**Task to complete:** Starting at the first line of the listing below, retype each line up to and including the one that contains "['現金股利', '盈餘配股', '公積配股', '股票股利', '合計', '員工配股率%'];". Leave pictures out.

--- Begin Data supplied ---

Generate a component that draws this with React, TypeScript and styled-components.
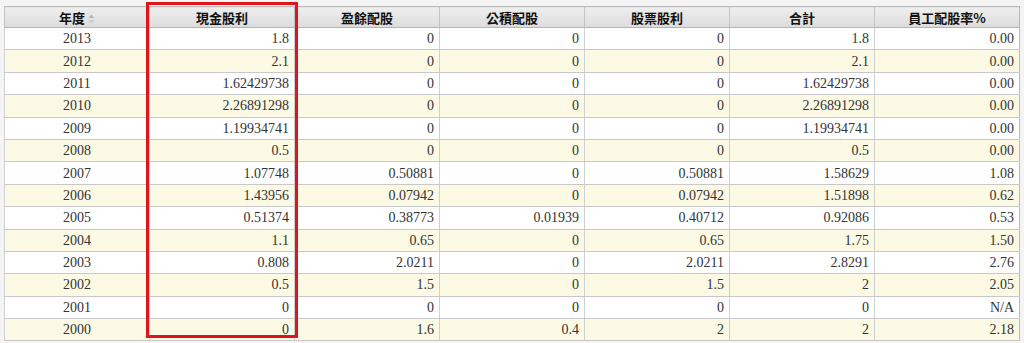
import React from 'react';
import styled, { createGlobalStyle } from 'styled-components';

const GlobalStyle = createGlobalStyle`
  html, body {
    margin: 0;
    padding: 0;
    background: #f4f4f4;
  }
`;

const headers = ['現金股利', '盈餘配股', '公積配股', '股票股利', '合計', '員工配股率%'];

const rows: string[][] = [
  ['2013', '1.8', '0', '0', '0', '1.8', '0.00'],
  ['2012', '2.1', '0', '0', '0', '2.1', '0.00'],
  ['2011', '1.62429738', '0', '0', '0', '1.62429738', '0.00'],
  ['2010', '2.26891298', '0', '0', '0', '2.26891298', '0.00'],
  ['2009', '1.19934741', '0', '0', '0', '1.19934741', '0.00'],
  ['2008', '0.5', '0', '0', '0', '0.5', '0.00'],
  ['2007', '1.07748', '0.50881', '0', '0.50881', '1.58629', '1.08'],
  ['2006', '1.43956', '0.07942', '0', '0.07942', '1.51898', '0.62'],
  ['2005', '0.51374', '0.38773', '0.01939', '0.40712', '0.92086', '0.53'],
  ['2004', '1.1', '0.65', '0', '0.65', '1.75', '1.50'],
  ['2003', '0.808', '2.0211', '0', '2.0211', '2.8291', '2.76'],
  ['2002', '0.5', '1.5', '0', '1.5', '2', '2.05'],
  ['2001', '0', '0', '0', '0', '0', 'N/A'],
  ['2000', '0', '1.6', '0.4', '2', '2', '2.18'],
];

const Page = styled.div`
  padding: 6px 4px 0 4px;
  width: 1016px;
`;

const Frame = styled.div`
  position: relative;
`;

const Table = styled.table`
  width: 1016px;
  border-collapse: collapse;
  table-layout: fixed;
  background: #ffffff;
  border: 1px solid #b9b9b9;
  font-family: "Liberation Serif", "Noto Sans CJK TC", serif;
  font-size: 14px;
  color: #333;
`;

const Th = styled.th`
  height: 20px;
  padding: 0;
  font-family: "Noto Sans CJK TC", sans-serif;
  font-size: 13px;
  font-weight: 700;
  color: #111;
  text-align: center;
  background: linear-gradient(#eeeeee, #dcdcdc);
  border-left: 1px solid #c4c4c4;
  border-bottom: 1px solid #b4b4b4;
`;

const Tr = styled.tr<{ $alt: boolean }>`
  background: ${p => (p.$alt ? '#fcf9e4' : '#ffffff')};
`;

const Td = styled.td<{ $center?: boolean }>`
  height: 21.4px;
  padding: 0 5px;
  line-height: 21px;
  text-align: ${p => (p.$center ? 'center' : 'right')};
  border-left: 1px solid #d0d0d0;
  border-bottom: 1px solid #c8c8c8;
  white-space: nowrap;
`;

const SortIcon = styled.svg`
  margin-left: 3px;
  vertical-align: -1px;
`;

const Highlight = styled.div`
  position: absolute;
  top: -4px;
  left: 142px;
  width: 146px;
  height: 330px;
  border: 3px solid #e1141c;
  pointer-events: none;
`;

export default function App() {
  return (
    <Page>
      <GlobalStyle />
      <Frame>
        <Table>
          <thead>
            <tr>
              <Th>
                年度
                <SortIcon width="7" height="10" viewBox="0 0 7 10">
                  <path d="M3.5 0.5 L6.5 4 L0.5 4 Z" fill="#b8b8b8" />
                  <path d="M3.5 9.5 L6.5 6 L0.5 6 Z" fill="#cfcfcf" />
                </SortIcon>
              </Th>
              {headers.map(h => (
                <Th key={h}>{h}</Th>
              ))}
            </tr>
          </thead>
          <tbody>
            {rows.map((r, i) => (
              <Tr key={r[0]} $alt={i % 2 === 1}>
                {r.map((c, j) => (
                  <Td key={j} $center={j === 0}>
                    {c}
                  </Td>
                ))}
              </Tr>
            ))}
          </tbody>
        </Table>
        <Highlight />
      </Frame>
    </Page>
  );
}
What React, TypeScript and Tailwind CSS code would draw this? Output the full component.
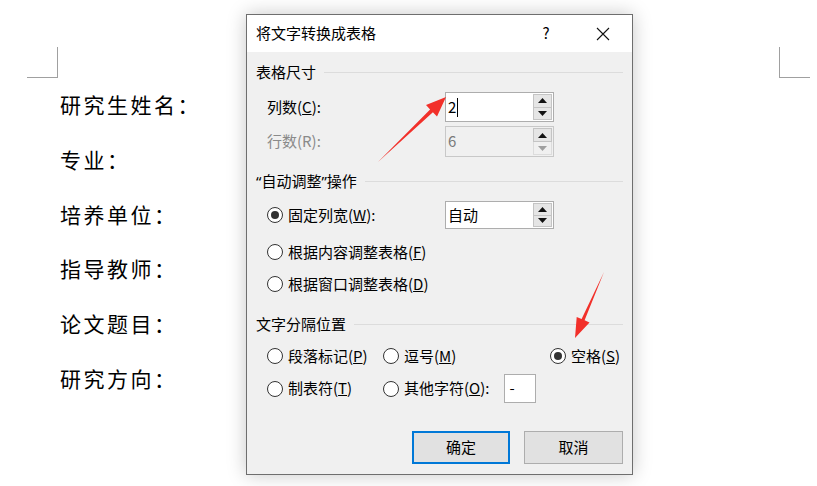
import React from 'react';

const ui = { fontFamily: '"Noto Sans CJK SC", "Noto Sans", sans-serif' };
const doc = { fontFamily: '"Noto Sans CJK SC", serif' };
const latin = { fontFamily: '"Noto Sans", sans-serif' };

const Radio = ({ checked }: { checked?: boolean }) => (
  <span className="w-[16px] h-[16px] shrink-0 rounded-full border border-[#333] bg-white flex items-center justify-center">
    {checked && <span className="w-[8px] h-[8px] rounded-full bg-[#333]" />}
  </span>
);

const Tri = ({ up, dim }: { up?: boolean; dim?: boolean }) => (
  <svg width="9" height="5" viewBox="0 0 9 5">
    <polygon points={up ? '4.5,0 9,5 0,5' : '0,0 9,0 4.5,5'} fill={dim ? '#a0a0a0' : '#111'} />
  </svg>
);

const Spin = ({ value, disabled, caret, h = 'h-[30px]' }: { value: string; disabled?: boolean; caret?: boolean; h?: string }) => (
  <div className={`w-[109px] ${h} border flex items-stretch ${disabled ? 'border-[#c8c8c8] bg-[#f0f0f0]' : 'border-[#adadad] bg-white'}`}>
    <div className={`flex-1 flex items-center pl-[2px] text-[15px] ${disabled ? 'text-[#7a7a7a]' : 'text-black'}`}>
      {value}
      {caret && <span className="w-px h-[19px] bg-black ml-[1px]" />}
    </div>
    <div className="w-[19px] mr-[1px] my-[1px] flex flex-col">
      <div className="flex-1 border border-[#c4c4c4] bg-[#e5e5e5] flex items-center justify-center"><Tri up /></div>
      <div className={`flex-1 border border-t-0 flex items-center justify-center ${disabled ? 'border-[#dcdcdc] bg-[#f0f0f0]' : 'border-[#c4c4c4] bg-[#e5e5e5]'}`}><Tri dim={disabled} /></div>
    </div>
  </div>
);

const Group = ({ children }: { children: React.ReactNode }) => (
  <div className="h-[20px] flex items-center text-[15px] text-black">
    <span className="whitespace-nowrap">{children}</span>
    <span className="flex-1 h-px bg-[#dcdcdc] ml-[8px]" />
  </div>
);

const Opt = ({ checked, children, w }: { checked?: boolean; children: React.ReactNode; w?: string }) => (
  <div className={`flex items-center gap-[5px] ${w ?? ''}`}>
    <Radio checked={checked} />
    <span className="text-[15px] text-black whitespace-nowrap">{children}</span>
  </div>
);

const fields = ['研究生姓名：', '专业：', '培养单位：', '指导教师：', '论文题目：', '研究方向：'];

export default function App() {
  return (
    <div className="relative w-[817px] h-[486px] bg-white overflow-hidden">
      {/* page corner marks */}
      <div className="absolute left-[27px] top-[47px] w-[31px] h-[31px] border-r border-b border-[#a0a0a0]" />
      <div className="absolute left-[779px] top-[47px] w-[31px] h-[31px] border-l border-b border-[#a0a0a0]" />

      <div className="pl-[60px] pt-[77px] flex flex-col text-[21px] leading-[54.8px] text-black tracking-[2.5px]" style={doc}>
        {fields.map(f => <div key={f}>{f}</div>)}
      </div>

      {/* dialog */}
      <div className="absolute left-[246px] top-[14px] w-[387px] h-[461px] border border-[#6e6e6e] bg-[#f0f0f0] flex flex-col shadow-[0_0_18px_rgba(0,0,0,0.22)]" style={ui}>
        <div className="h-[37px] bg-white flex items-center pl-[9px] text-[15px] text-black">
          <span className="flex-1">将文字转换成表格</span>
          <span className="w-[20px] text-center mr-[40px]">?</span>
          <svg width="14" height="14" viewBox="0 0 14 14" className="mr-[22px]">
            <path d="M1 1 L13 13 M13 1 L1 13" stroke="#111" strokeWidth="1.1" />
          </svg>
        </div>

        <div className="flex-1 px-[9px] pt-[10px] flex flex-col">
          <Group>表格尺寸</Group>
          <div className="mt-[10px] h-[30px] flex items-center pl-[11px]">
            <span className="w-[178px] text-[15px] text-black">列数(<u>C</u>):</span>
            <Spin value="2" caret />
          </div>
          <div className="mt-[4px] h-[31px] flex items-center pl-[11px]">
            <span className="w-[178px] text-[15px] text-[#8a8a8a]">行数(R):</span>
            <Spin value="6" disabled h="h-[31px]" />
          </div>

          <div className="mt-[14px]"><Group><span style={latin}>“</span>自动调整<span style={latin}>”</span>操作</Group></div>
          <div className="mt-[10px] h-[28px] flex items-center pl-[11px]">
            <Opt checked w="w-[178px]">固定列宽(<u>W</u>):</Opt>
            <Spin value="自动" h="h-[28px]" />
          </div>
          <div className="mt-[9px] h-[28px] flex items-center pl-[11px]">
            <Opt>根据内容调整表格(<u>F</u>)</Opt>
          </div>
          <div className="mt-[4px] h-[28px] flex items-center pl-[11px]">
            <Opt>根据窗口调整表格(<u>D</u>)</Opt>
          </div>

          <div className="mt-[16px]"><Group>文字分隔位置</Group></div>
          <div className="mt-[8px] h-[28px] flex items-center pl-[11px]">
            <Opt w="w-[116px]">段落标记(<u>P</u>)</Opt>
            <Opt w="w-[167px]">逗号(<u>M</u>)</Opt>
            <Opt checked>空格(<u>S</u>)</Opt>
          </div>
          <div className="mt-[4px] h-[29px] flex items-center pl-[11px]">
            <Opt w="w-[116px]">制表符(<u>T</u>)</Opt>
            <Opt>其他字符(<u>O</u>):</Opt>
            <div className="ml-[15px] w-[32px] h-[29px] border border-[#adadad] bg-white text-[15px] pl-[4px] leading-[26px]">-</div>
          </div>

          <div className="mt-[28px] flex justify-end gap-[14px]">
            <button className="w-[98px] h-[33px] border-2 border-[#0078d7] bg-[#e1e1e1] text-[15px] text-black">确定</button>
            <button className="w-[99px] h-[33px] border border-[#adadad] bg-[#e1e1e1] text-[15px] text-black">取消</button>
          </div>
        </div>
      </div>

      {/* annotation arrows */}
      <svg className="absolute left-0 top-0 pointer-events-none" width="817" height="486" viewBox="0 0 817 486">
        <polygon points="378,162 430.1,109.4 426,105 446,97 437,116.6 432.9,112.3" fill="#f2302a" />
        <polygon points="604,272 584.6,320.3 589.5,322.5 575,338 576.7,316.9 581.6,319.1" fill="#f2302a" />
      </svg>
    </div>
  );
}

--- End Data supplied ---

**Result of this exercise:**
Generate a component that draws this with React, TypeScript and styled-components.
import React from 'react';
import styled, { createGlobalStyle } from 'styled-components';

const GlobalStyle = createGlobalStyle`
  html, body {
    margin: 0;
    padding: 0;
    background: #f4f4f4;
  }
`;

const headers = ['現金股利', '盈餘配股', '公積配股', '股票股利', '合計', '員工配股率%'];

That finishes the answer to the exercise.